Pembentukkan watak, peradaban, manusia yang beriman dan bertakwa kepada Tuhan Yang Maha Esa, berakhlak mulia, sehat, berilmu, cakap, kreatif, mandiri dan seterusnya, ini merupakan proses pembudayaan yang dilakukan disaat terjadinya kegiatan belajar mengajar.
  1. Analisis dan Kesimpulan
Pendidikan nasional merupakan sarana sebagai penggiring kebudayaan nasional. Di dalam kegiatan belajar mengajar di sekolah secara tidak langsung terjadi proses pembudayaan nilai-nilai kepada peserta didik. Pembudayaan yang baik akan menghasilkan output peserta didik yang baik pula. Kalau kita tanamkan nilai-nilai kebudayaan nasional, misalnya sikap gotong-royong, maka secara tidak langsung kita telah melestarikan kebudayaan nasional kepada peserta didik.

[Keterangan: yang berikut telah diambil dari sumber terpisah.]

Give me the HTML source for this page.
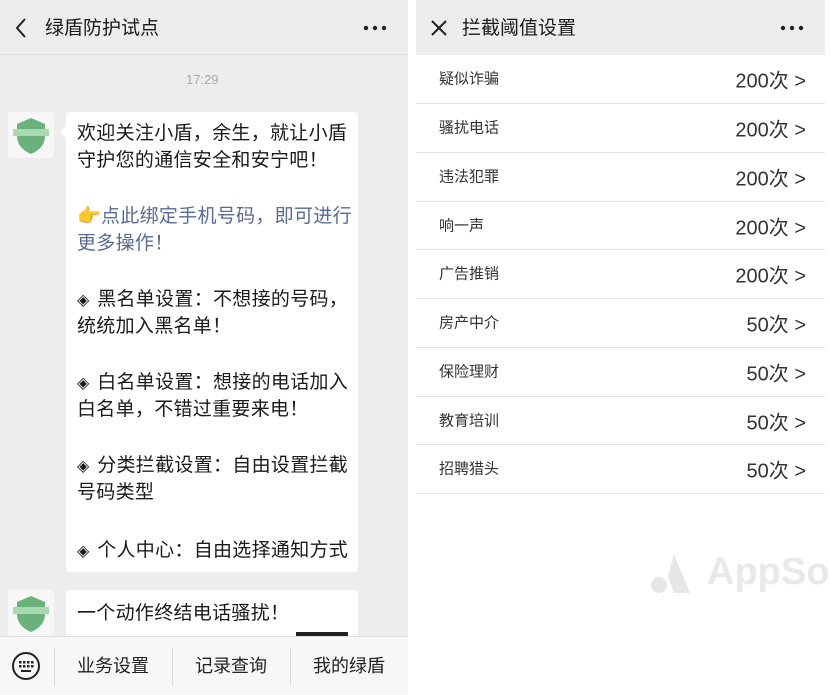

Menurut H.A.R Tilaar, pendidikan dan kebudayaan merupakan satu kesatuan eksistensial. Kebudayaan dalam pengertian tertentu merupakan proses pendidikan. Dan tidak ada kebudayaan yang statis tetapi yang terus-menerus dalam proses perubahan. Oleh karena itu, proses pendidikan tidak dapat diredusir hanya sebagai proses yang terjadi dalam lembaga sekolah, tetapi sekolah sebagai lembaga sosial merupakan bagian dari proses pendidikan sebagai proses pembudayaan.
Lembaga sekolah yang melaksanakan proses pendidikan (schooling) merupakan bagian dari proses pendidikan yang lebih luas sebagai proses pembudayaan. Dengan demikian, proses pendidikan hanya dapat diketahui apabila kita menempatkan dalam lingkungan kebudayaan suatu masyarakat. Dengan kata lain, kita perlu mempunyai suatu gambaran bagaimana proses pendidikan sebagai suatu bagian dari proses pembudayaan tersebut.
    Atas dasar ini, terjadinya krisis nilai pada peserta didik dikarenakan tidak berhasilnya pendidikan sebagai proses pembudayaan. Dalam konteks ini, proses pendidikan tidak harus dilakukan dalam lingkungan sekolah, tapi juga lingkungan keluarga maupun masyarakat dan teknologi.